Watching Denial should make you angry. You should be angry that holocaust denier David Irving and others like him even exist, but you should be especially mad that Irving and his ilk have no obligation to support any of the claims they make with evidence. On the contrary, British law dictates that no matter how ludicrous Irving’s claims may be – such as his declaration that the holocaust never took place – it is not his responsibility to support his claims with evidence, the burden of proof lies with anybody who dares to challenge Irving’s twisted view of history. This, effectively, means that Irving is free to say whatever he wants, no matter how inaccurate or offensive, until somebody is prepared to challenge such views in court. That somebody is Deborah Lipstadt, a Jewish-American university professor and author who finds herself being sued for libel by Irving when she dares to state the obvious; that Irving is a racist, an anti-Semite and a liar.
Directed by Mick Jackson and with Rachel Weisz and Timothy Spall facing off as Lipstadt and Irving respectively, Denial is a riveting examination of a case that held Irving accountable for the deliberate skewing of facts in a bid to rewrite history to suit his own agenda. Despite the very broad implications of the outcome of the trial, this is a very contained film with most of the goings-on confined to lawyer’s offices and court rooms, a visit to the site of the Auschwitz concentration camp the only exception. Very much privileging dialogue over action, the film relies very heavily on the performances of the various actors to make the course of events engaging and easy for the audience to understand. As such, everybody does a terrific job in that regard with Weisz and Spall leaving you in no doubt how much these two real life characters hate each other. Andrew Scott is very disconcerting at times as the creepily clinical, but highly skilled solicitor Anthony Julius, the man who represented Princess Diana in her divorce from Prince Charles, while Tom Wilkinson is the perfect combination of weariness, wisdom and courtroom cunning as barrister Richard Rampton. Also remarkably assured in her role as Laura Tyler – a young paralegal assisting Julius – is South Africa-born, New Zealand actress Caren Pistorious, who cut her teeth on Australian television. Starting off with a deer-in-headlights naivety in what is a remarkably important case with which to launch a legal career she’s not even sure she wants, Laura cannot hide her distaste for Irving when they first meet, but she ultimately emerges as a highly competent and critical member of the legal team.

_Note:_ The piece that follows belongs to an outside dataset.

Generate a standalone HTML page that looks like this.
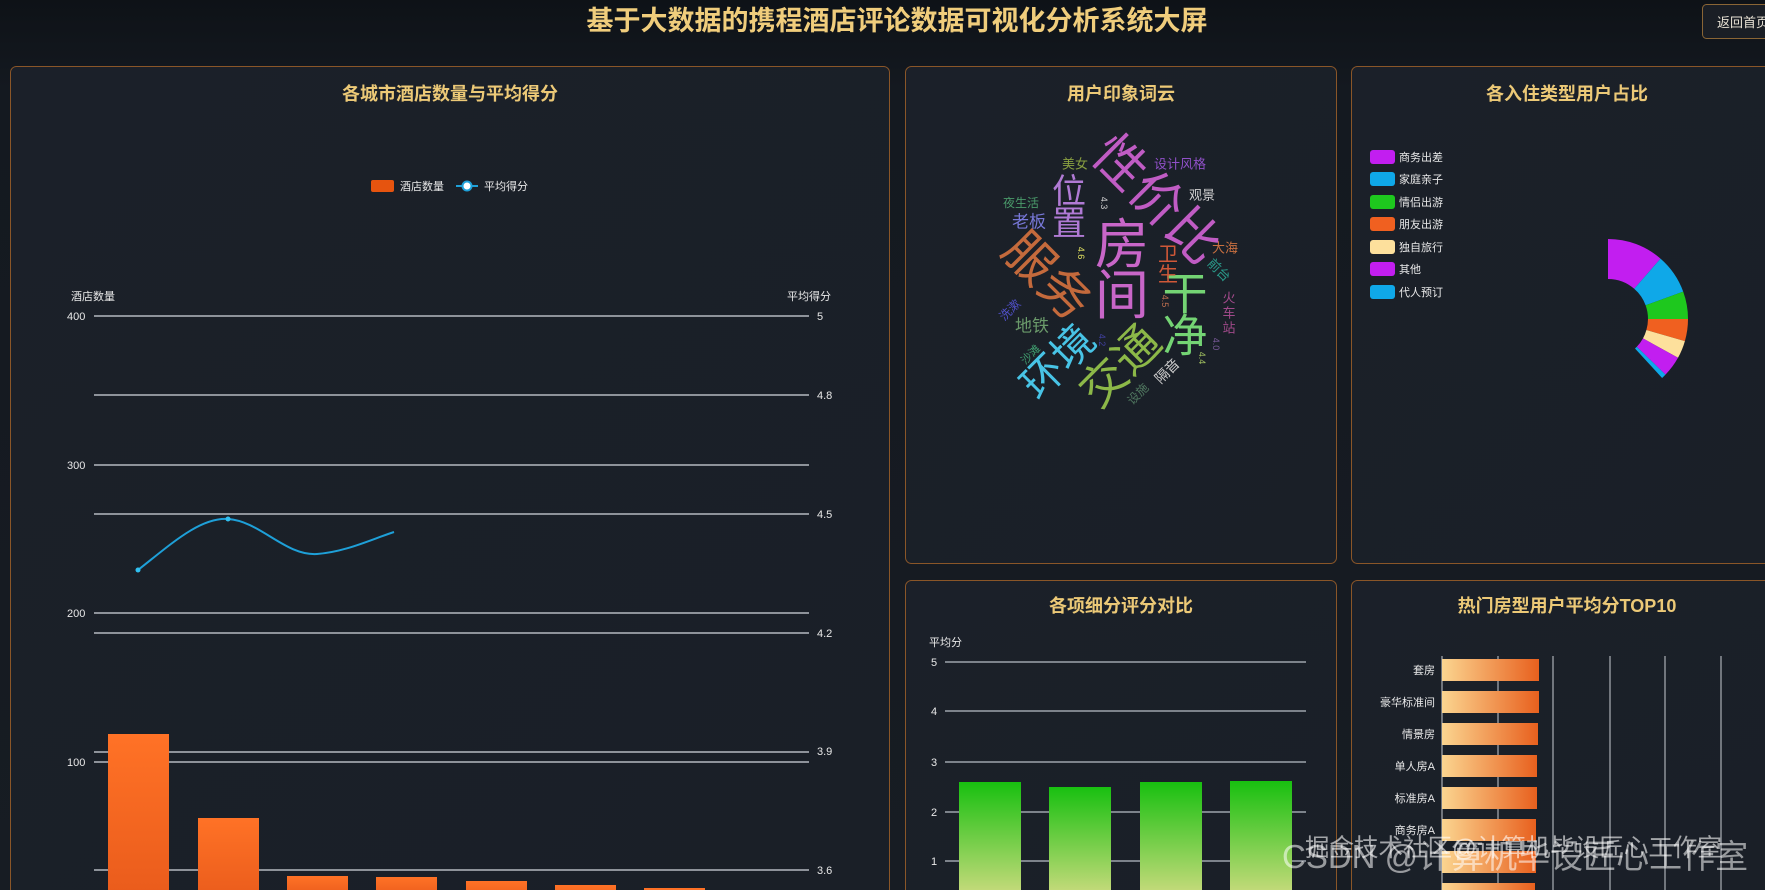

It is easy to dismiss films like Denial as awards bait, with high profile actors re-enacting true events, but this is very much a story worth telling, ensuring the atrocities of the Holocaust do not fade from public consciousness. It is a complex fight though between the two parties and screenwriter David Hare’s adaptation of Lipstadt’s book makes it easy to follow for those of us who are not lawyers or historians. The filmmakers have endeavoured to remain faithful to actual events, with all of the dialogue in the courtroom scenes taken verbatim from the trial records, albeit edited for brevity, clarity and dramatic license. However, Denial never presents as condescending or overly manipulative. Yes, Irving is characterised as a loathsome individual, but it would be difficult to present him as anything else and it is to Spall’s immense credit that he is willing to take on a despicable character; delivering a knockout performance to boot. Weitz is equally impressive as the feisty American who struggles to understand both the British legal system and the tactics being employed by Julius and his team in a case that ultimately spans four years before the 333-page judgement is delivered.
This might not be the most searing rendition of real life events we have seen on the big screen, but it is pretty impressive nonetheless. Solid performances across the board make Denial an engrossing, thought-provoking, insightful and emotional story. With his first feature film since L.A. Story and The Bodyguard back in the early 1990’s (although he did win an Emmy for his work on 2010 TV movie Temple Grandin), Jackson has made a triumphant return to the big screen with a powerful drama that should make you angry, but should ultimately leave you feeling satisfied that justice prevailed.